January 9, 2025
High-Speed Microservices 2025: Building Ultra-Low Latency Services in the Cloud Native Era
What’s New in 2025
The high-speed microservices landscape has transformed dramatically:
- Virtual Threads (Project Loom) - Java 21’s virtual threads eliminate the need for complex async code
- GraalVM Native Images - Sub-millisecond startup times and 10x memory reduction
- WebAssembly (WASM) - Near-native performance with language agnosticism
- eBPF - Kernel-level observability without performance overhead
- Hardware acceleration - DPUs and SmartNICs offload network processing
- Edge computing - Microservices at the edge with 5G and IoT
- Quantum-safe cryptography - Preparing for post-quantum security
- AI-powered optimization - Machine learning for auto-scaling and performance tuning
Cloudurable provides Microservices consulting, Kubernetes training, and cloud native architecture services to help organizations build high-performance systems.

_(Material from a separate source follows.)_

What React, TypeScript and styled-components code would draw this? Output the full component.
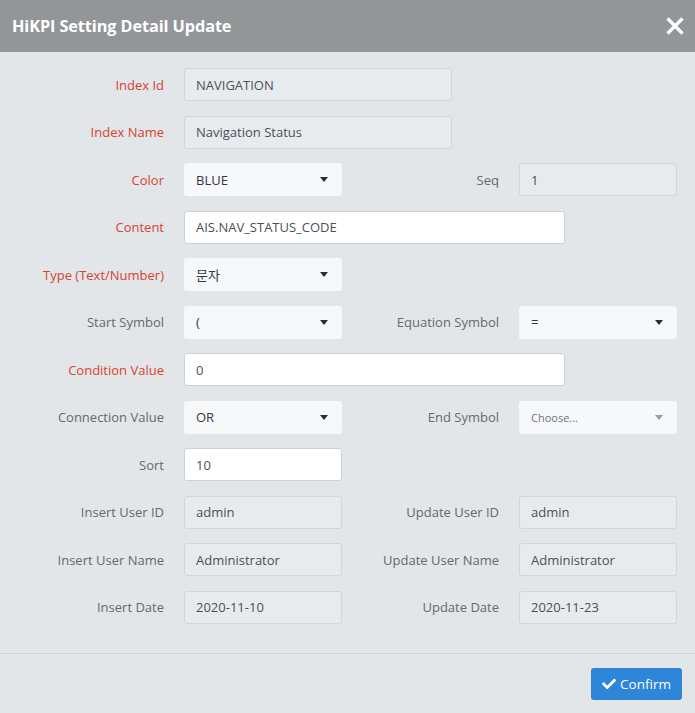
import React from "react";
import styled, { createGlobalStyle } from "styled-components";
import { FaCheck } from "react-icons/fa";

const Global = createGlobalStyle`
  html, body { margin: 0; padding: 0; background: #e2e6e9; }
  body { font-family: "Open Sans", "Noto Sans CJK KR", sans-serif; }
  * { box-sizing: border-box; }
`;

const Modal = styled.div`
  width: 695px;
  height: 713px;
  background: #e2e6e9;
  display: flex;
  flex-direction: column;
`;

const Header = styled.div`
  height: 52px;
  background: #939698;
  display: flex;
  align-items: center;
  justify-content: space-between;
  padding: 0 8px 0 12px;
`;

const Title = styled.h1`
  margin: 0;
  font-size: 16.3px;
  font-weight: 700;
  color: #ffffff;
  letter-spacing: -0.1px;
`;

const CloseButton = styled.button`
  background: none;
  border: none;
  padding: 0;
  width: 24px;
  height: 24px;
  display: flex;
  align-items: center;
  justify-content: center;
  cursor: pointer;
`;

const Body = styled.div`
  padding: 16px 0 29px 0;
  display: flex;
  flex-direction: column;
  gap: 14.5px;
  border-bottom: 1px solid #cfd3d6;
`;

const Row = styled.div`
  display: flex;
  align-items: center;
  height: 33px;
`;

const Label = styled.label<{ $required?: boolean; $width: number }>`
  width: ${(p) => p.$width}px;
  flex: none;
  text-align: right;
  padding-right: 20px;
  font-size: 13px;
  color: ${(p) => (p.$required ? "#d9432d" : "#65696d")};
  white-space: nowrap;
`;

const Input = styled.div<{ $width: number; $readonly?: boolean }>`
  width: ${(p) => p.$width}px;
  height: 33px;
  flex: none;
  display: flex;
  align-items: center;
  padding: 0 11px;
  font-size: 13px;
  color: #495057;
  background: ${(p) => (p.$readonly ? "#e8ebee" : "#ffffff")};
  border: 1px solid ${(p) => (p.$readonly ? "#d2d6da" : "#cdd1d5")};
  border-radius: 3px;
`;

const Select = styled.div<{ $width: number; $placeholder?: boolean }>`
  width: ${(p) => p.$width}px;
  height: 33px;
  flex: none;
  display: flex;
  align-items: center;
  justify-content: space-between;
  padding: 0 14px 0 12px;
  font-size: ${(p) => (p.$placeholder ? "11px" : "13px")};
  color: ${(p) => (p.$placeholder ? "#6e7378" : "#33373b")};
  background: #f7f8fa;
  border-radius: 3px;
`;

const Caret = styled.span<{ $muted?: boolean }>`
  width: 0;
  height: 0;
  border-left: 4px solid transparent;
  border-right: 4px solid transparent;
  border-top: 5px solid ${(p) => (p.$muted ? "#9a9da0" : "#2b2e31")};
`;

const Footer = styled.div`
  flex: 1;
  display: flex;
  justify-content: flex-end;
  align-items: flex-start;
  padding: 14px 13px 0 0;
`;

const ConfirmButton = styled.button`
  width: 91px;
  height: 32px;
  background: #2e86d8;
  border: none;
  border-radius: 3px;
  color: #ffffff;
  font-family: "Open Sans", sans-serif;
  font-size: 13.5px;
  display: flex;
  align-items: center;
  justify-content: center;
  gap: 4px;
  cursor: pointer;
  svg { width: 14px; height: 14px; }
`;

type Field =
  | { kind: "input"; value: string; width: number; readonly?: boolean }
  | { kind: "select"; value: string; width: number; placeholder?: boolean };

type RowDef = {
  label: string;
  required?: boolean;
  field: Field;
  second?: { label: string; required?: boolean; field: Field };
};

const rows: RowDef[] = [
  { label: "Index Id", required: true, field: { kind: "input", value: "NAVIGATION", width: 268, readonly: true } },
  { label: "Index Name", required: true, field: { kind: "input", value: "Navigation Status", width: 268, readonly: true } },
  {
    label: "Color",
    required: true,
    field: { kind: "select", value: "BLUE", width: 158 },
    second: { label: "Seq", field: { kind: "input", value: "1", width: 158, readonly: true } },
  },
  { label: "Content", required: true, field: { kind: "input", value: "AIS.NAV_STATUS_CODE", width: 381 } },
  { label: "Type (Text/Number)", required: true, field: { kind: "select", value: "문자", width: 158 } },
  {
    label: "Start Symbol",
    field: { kind: "select", value: "(", width: 158 },
    second: { label: "Equation Symbol", field: { kind: "select", value: "=", width: 158 } },
  },
  { label: "Condition Value", required: true, field: { kind: "input", value: "0", width: 381 } },
  {
    label: "Connection Value",
    field: { kind: "select", value: "OR", width: 158 },
    second: { label: "End Symbol", field: { kind: "select", value: "Choose...", width: 158, placeholder: true } },
  },
  { label: "Sort", field: { kind: "input", value: "10", width: 158 } },
  {
    label: "Insert User ID",
    field: { kind: "input", value: "admin", width: 158, readonly: true },
    second: { label: "Update User ID", field: { kind: "input", value: "admin", width: 158, readonly: true } },
  },
  {
    label: "Insert User Name",
    field: { kind: "input", value: "Administrator", width: 158, readonly: true },
    second: { label: "Update User Name", field: { kind: "input", value: "Administrator", width: 158, readonly: true } },
  },
  {
    label: "Insert Date",
    field: { kind: "input", value: "2020-11-10", width: 158, readonly: true },
    second: { label: "Update Date", field: { kind: "input", value: "2020-11-23", width: 158, readonly: true } },
  },
];

function renderField(f: Field) {
  if (f.kind === "input") {
    return (
      <Input $width={f.width} $readonly={f.readonly}>
        {f.value}
      </Input>
    );
  }
  return (
    <Select $width={f.width} $placeholder={f.placeholder}>
      <span>{f.value}</span>
      <Caret $muted={f.placeholder} />
    </Select>
  );
}

export default function App() {
  return (
    <>
      <Global />
      <Modal>
        <Header>
          <Title>HiKPI Setting Detail Update</Title>
          <CloseButton aria-label="close">
            <svg width="20" height="20" viewBox="0 0 20 20">
              <path d="M2.5 2.5 L17.5 17.5 M17.5 2.5 L2.5 17.5" stroke="#ffffff" strokeWidth="3.2" strokeLinecap="butt" />
            </svg>
          </CloseButton>
        </Header>
        <Body>
          {rows.map((r) => (
            <Row key={r.label}>
              <Label $width={184} $required={r.required}>
                {r.label}
              </Label>
              {renderField(r.field)}
              {r.second && (
                <>
                  <Label $width={177} $required={r.second.required}>
                    {r.second.label}
                  </Label>
                  {renderField(r.second.field)}
                </>
              )}
            </Row>
          ))}
        </Body>
        <Footer>
          <ConfirmButton>
            <FaCheck />
            Confirm
          </ConfirmButton>
        </Footer>
      </Modal>
    </>
  );
}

The Evolution of High-Speed Microservices
In 2025, high-speed microservices have evolved beyond the original reactive manifesto. Modern services achieve microsecond latencies through:
- Hardware-software co-design
- Kernel bypass networking (DPDK, io_uring)
- Persistent memory (Intel Optane)
- Specialized processors (DPUs, GPUs, FPGAs)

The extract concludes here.